‘The Calculating Stars’ – Lady Astronaut #1 by Mary Robinette Kowal – highly recommended

I almost missed out on Mary Robinette Kowal’s Lady Astronaut series. I passed on the first book, The Calculating Stars, when it came out in 2018 because I read the Lady Astronaut label as meaning that I’d be getting some anachronistic, patronising, retro-macho humour dressed as Science Fiction. I should have realised how wrong I was when, a year later, The Calculating Stars won the Nebula Award for Best Novel, the Locus Award for Best Science Fiction Novel, the Hugo Award for Best Novel, and the Sidewise Award for Alternate History but all of those slipped by me. Anyway, I eventually picked up the book because I’d had such a good time with Mary Robinette Kowal’s 2022 novel The Spare Man.

This alternative history opens in 1952 with an Extinction Event: a meteorite striking the Chesapeake Bay, obliterating most of the Eastern Seaboard and irrevocably changing the Earth’s atmosphere so that the planet will become uninhabitable within fifty years. What drew me in to the novel was that, instead of dumping this information, Star Wars style: “A long time ago in a galaxy far, far away…”, Mary Robinette Kowal brought the event down to a human scale by telling the story as a first-person recollection that sets the tone for the book. It starts:

“Do you remember where you were when the meteor hit? I’ve never understood why people phrase it as a question, because of course you remember. I was in the mountains with Nathaniel. He had inherited this cabin from his father and we used to go up there for stargazing. By which I mean: sex. Oh, don’t pretend that you’re shocked. Nathaniel and I were a healthy young married couple, so most of the stars I saw were painted across the inside of my eyelids.

If I’d known how long the stars were going to be hidden, I’d have spent a lot more time outside with the telescope.”

The person speaking is Elma York, a talented mathematician and former W.A.S.P. (Women’s Auxiliary Service Pilot). Her husband, Nathaniel, is the lead engineer at N.A.C.A. (National Advisory Committee for Aeronautics) which is currently winning the space race with Russia.
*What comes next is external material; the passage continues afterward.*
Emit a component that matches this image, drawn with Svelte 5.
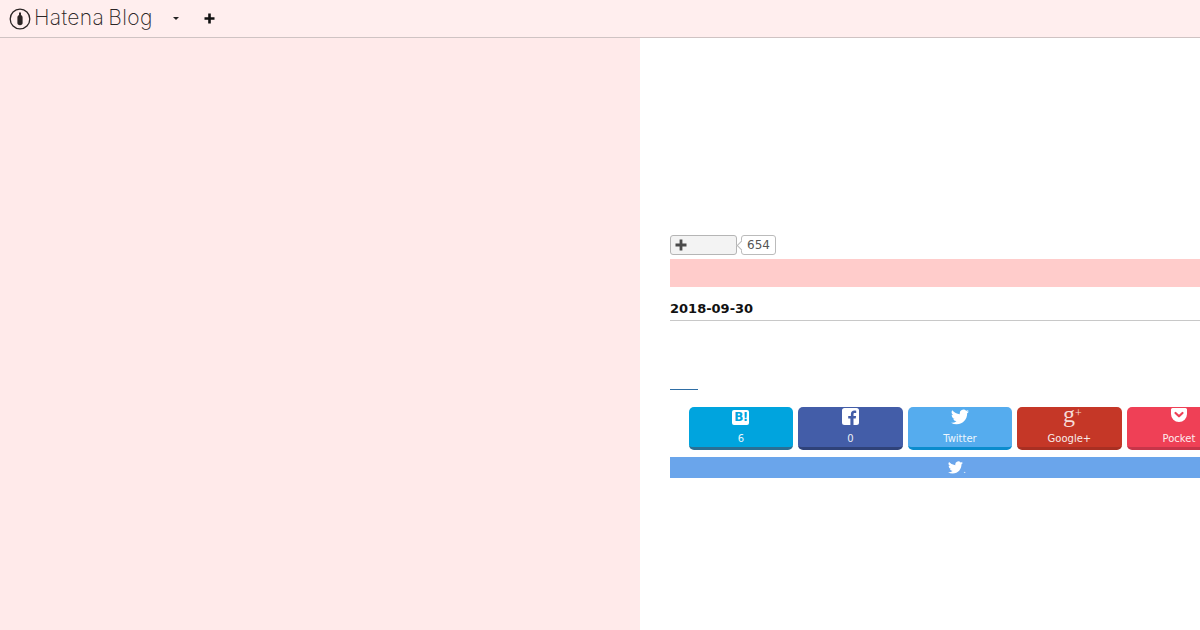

After a tense escape from the mountain, which includes Elma having to land her plane after its engine has failed, the couple become central to efforts firstly to convince the powers that be that there has been an Extinction Event and then to commit the resources needed to take humanity to the Moon and then on to Mars while there is still time.

This is a remarkable book. Yes, it covers a space program in an alternative history version of the 1950s, following an extinction event, and it does it well, but it does so much more than that. It’s not an ‘against the odds‘ struggle story, although the odds are stacked against Elma York and her desire to go into space. What makes it powerful is that It’s a personal story about loss, mental health, discrimination, family and friendship.

The storytelling made me laugh and cry but never dropped into melodrama. It stayed true to the science without force-feeding me endless technical information and it reflected the politics and prejudices of the time without becoming preachy or sanctimonious.

What kept me engaged was that the astronauts, the men as well as the women, felt like real people with weaknesses as well as strengths which stripped away the emotional distance that sometimes makes it hard to take in the human collaboration and discipline and courage that makes space travel possible. 

I also liked that Elma York was not a kick-ass heroine. She wasn’t even a perfect geek-made-good heroine. She was an exceptionally bright woman who suffered from spells of chronic crippling anxiety. She is sometimes blind to her own privilege and her prejudices. She makes mistakes. She’s also driven by her own ambition as much as by the desire to save humanity. All of which made me care about what happened to Elma York, to mourn her losses, regret her failures and celebrate her successes.

On top of all that, the plot is exciting, the pace keeps up the tension and Mary Robinette Kowal’s narration is pretty close to perfect.

I’ve already downloaded The Fated Sky, the second book in the series.